Pollard Park is underdeveloped and underutilized as the most prominent green public space in the area. Its importance has been growing recently as a public event space, and it only realizes a fraction of its potential at these times of the year. The park’s revitalization starts with arranging topographically responsive essential components: benches, picnic tables, and paved walkways.
Community engagement was integral to the process, including town halls, community events, and door-to-door surveys. In response, the team designed two interventions for the city to convert this car-oriented neighborhood into a safe pedestrian space through local art. Immediate takeaways were prioritizing pedestrian circulation, authentic placemaking elements, and unifying the area with a consistent design language.
For two years, Chamberbrook hosted a thriving international market of multiple vendors. At their request, it will need future planning assistance due to the growing number of participants. Parallel to the busy Chamberlayne Avenue is a residential alley that has attracted unwanted attention. These two challenges present an opportunity to synergize both efforts by redeveloping the path into a public space and an ideal location for expanding the market.

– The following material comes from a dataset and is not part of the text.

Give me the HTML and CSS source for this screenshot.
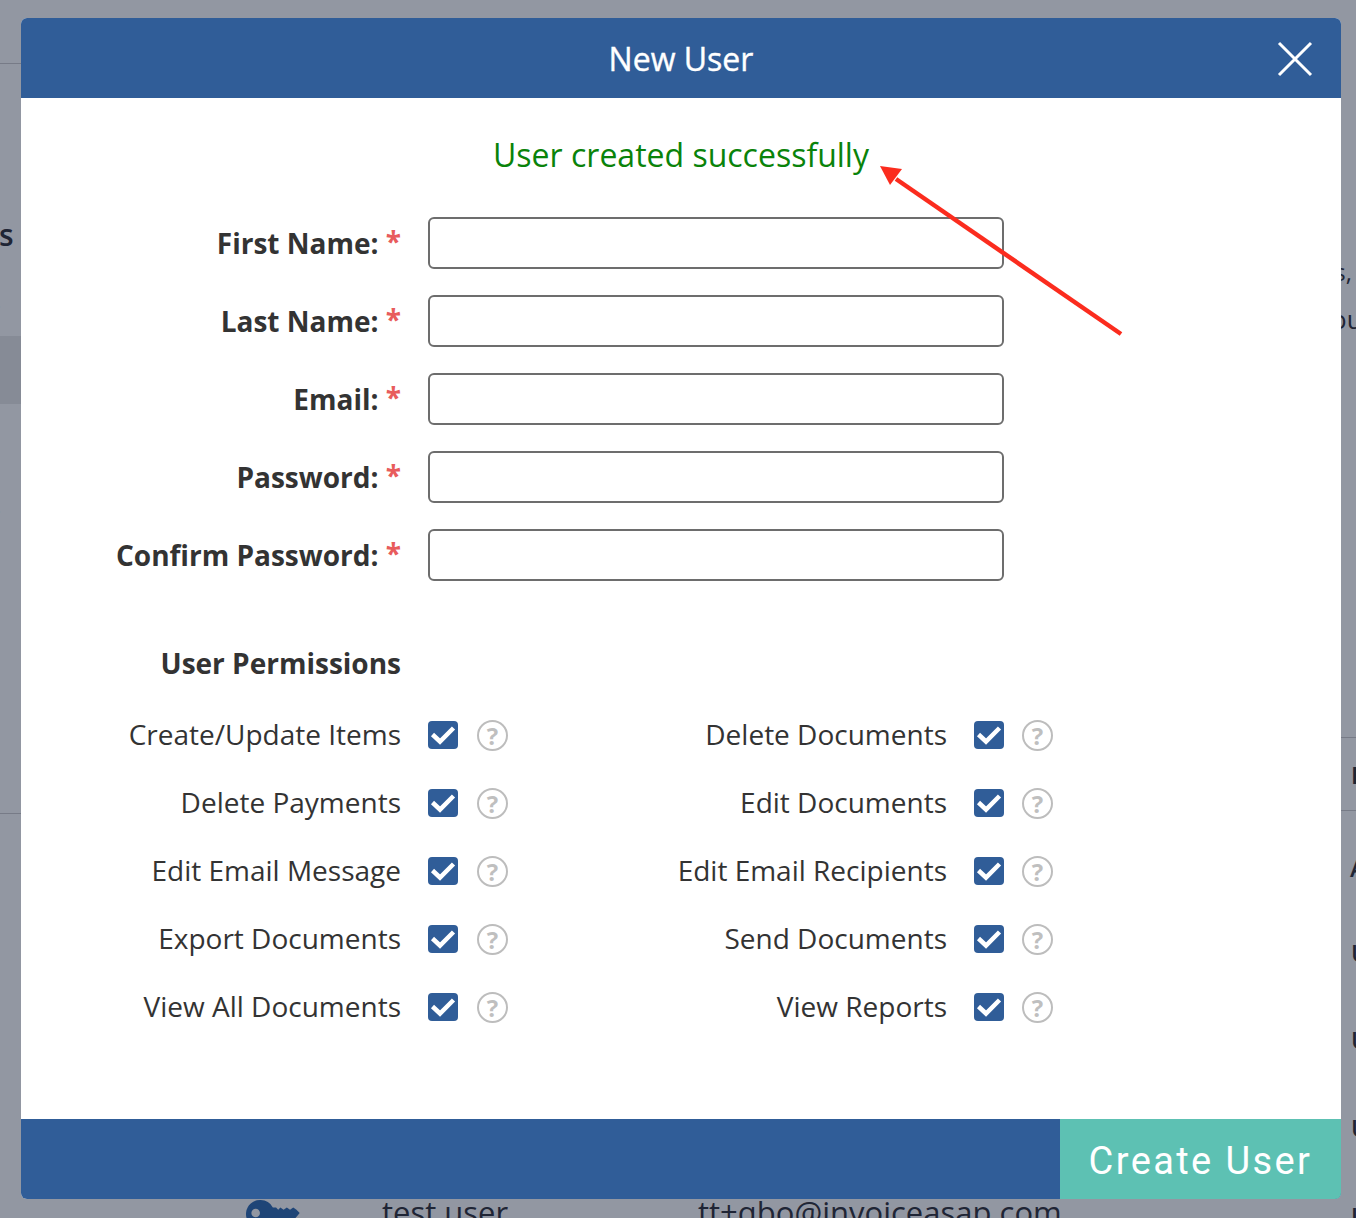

Live-work spaces are designed for local and international users to manage small businesses in Richmond. The home facades host flexible custom panels based on the user’s cultural/national background. The A-frame was the first component designed, fabricated, and implemented in the townhomes’ geometry to support the townhomes’ atmosphere as a welcoming gateway to the area.
All these solutions came as a guidebook demonstrating the neighborhood’s potential as a destination for international travelers from a living, working, and engaging perspective. These ideas aim to be attainable by the residents, businesses, and minorities here to define what an arts and business district should be through revitalization and tactical urbanism.